The present invention relates in general to a laser device, and more particularly, to a wavelength tunable laser device.
In recent years, there has been a dramatic increase in demand for communication systems involving communication networks, such as dense wavelength division multiplexing (DWDM) networks, dynamic routing and packet switching networks, Coarse wavelength division multiplexing (CWDM) networks, and analog photonics. These communication networks are generally based on optical technologies using optical fiber as a communicating medium and therefore known as optical communication networks. In optical communication networks, data is communicated or transmitted through an optical fiber medium as laser beams at different wavelengths. The wavelength of the laser beams that is used to transmit data can be selected from a wide range of wavelengths for the optical communication networks. For such networks, a wavelength tunable laser device is desired that can select and tune a laser beam to a desired wavelength among the wide range of wavelengths.
Currently, various laser devices capable of providing a wavelength tunable laser are available. One such laser device is the Sampled-Grating DBR (SGDBR) laser. The SGDBR laser includes monolithic integration with a front and back Bragg grating, known as distributed Bragg reflector (DBR), a phase section, and a gain section. In this laser, currents are injected into the front and back grating sections for wavelength tuning. The phase section is used to control the phase of the laser by using the error signal that is generated using the correlation between the output power and the cavity-mode frequency offset. The phase control in the SGDBR is required to reduce the cavity-mode frequency offset to zero. Another laser device used for wavelength tuning is a microelectromechanical tunable external cavity laser (MEM-ECL). In this laser, a microelectromechanical (MEM) device is used to tune a mirror in front of an intra-cavity diffraction grating for wavelength tuning. The phase control of the laser beam is performed by using a piezoelectric transducer (PZT) on the mirror, using the error signal that is generated utilizing the correlation between the output power and the cavity-mode frequency offset. Apart from SGDBR and MEM-ECL, the tunable filter external cavity laser (TF-ECL) is also used for wavelength tuning. The TF-ECL uses an intra-cavity tunable filter for wavelength tuning. In TF-ECL, similar to MEM-ECL, the phase control of the laser beam is performed by using a PZT on the mirror.

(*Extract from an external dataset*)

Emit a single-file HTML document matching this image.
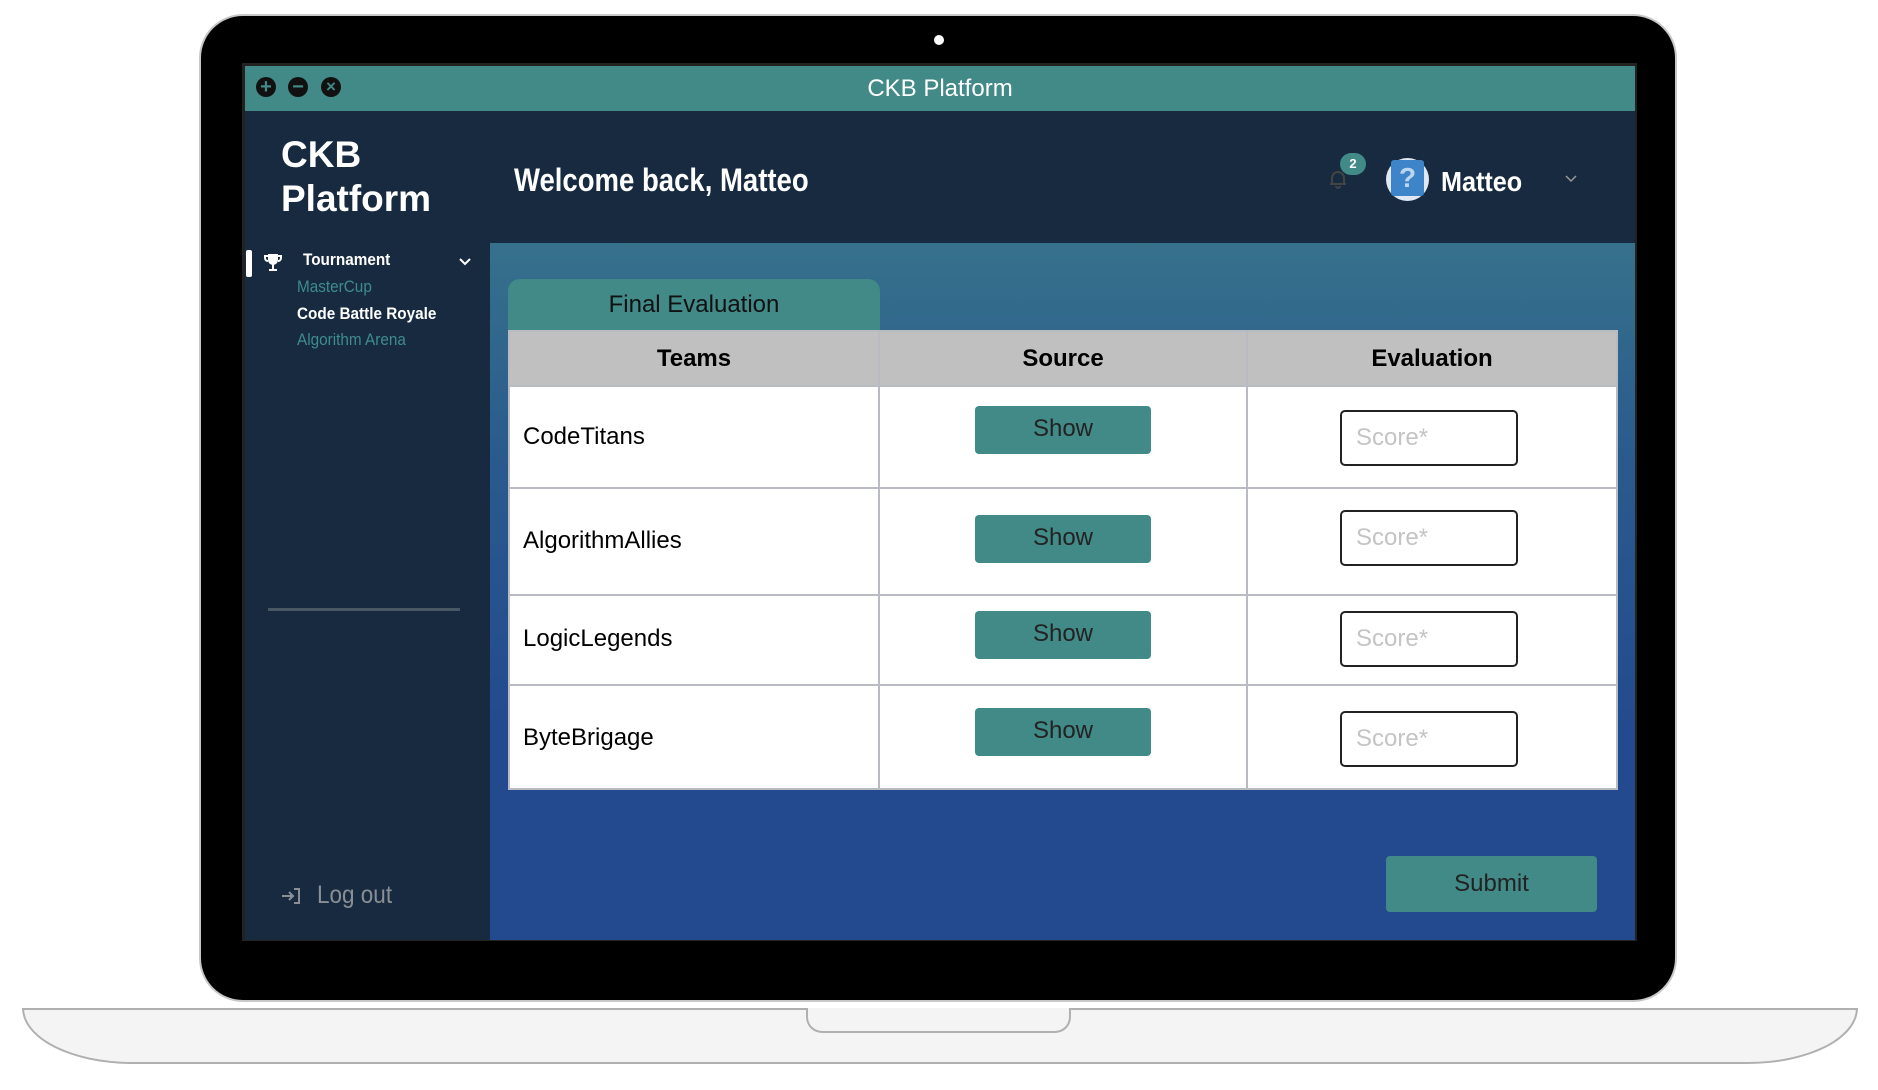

All of the laser devices described above has their shortcomings. In the case of the SGDBR laser, the power consumption of the laser module is high. The currents required for the front and back grating sections are typically around 150 mA each. In addition, 100 mA of current is required for the gain section, resulting in a high operating current of 500 mA (approx.) The power consumption of the laser module is also increased by the use of a thermoelectric cooler (TEC) to cool the chip in a packaged module. As a result, high power (approx. 10 W) is required to feed the laser module. Therefore, the SGDBR is a power-consuming laser device and not economical.
Another shortcoming of the SGDBR laser is its difficulty to detect the cavity-mode frequency offset, which is required for the phase control of the laser, in order to optimize the performance of the laser. The phase of the laser beam is controlled by using the correlation between the cavity-mode frequency offset and the laser output power. The cavity-mode frequency offset falls to zero when the power/voltage is at a local maximal/minimal. Therefore, to lock the cavity-mode frequency offset at zero, the SGDBR laser involves dithering the gain section's injection current and using the phase-sensitive lock-in technique to lock to local power peak/dip by feeding back to the phase section. This phase-sensitive lock-in technique requires two lock-in amplifiers and various feedback loops controlled by an on-board microprocessor. The overall structure therefore results in a complex laser control circuit and increases the cost of SGDBR.
The MEM-ECL laser also includes the complex control circuit to control the MEM mirror tuning and the phase control of the laser. The packaging cost of the MEM-ECL is also high due to the alignment requirement of micro-optic components. The TF-ECL laser eliminates the complex circuitry required for wavelength tuning but still requires a complex control circuit for phase section control. Furthermore, TF-ECL generally takes around 25 seconds for wavelength tuning, which is longer than that of the MEM-ECL and SGDBR laser devices.
In light of the drawbacks of the known laser devices mentioned above, there is a need for a wavelength tunable laser that requires low operating current and power, and has a simple control circuit for phase control and wavelength tuning. The laser device should also have a high wavelength tuning speed.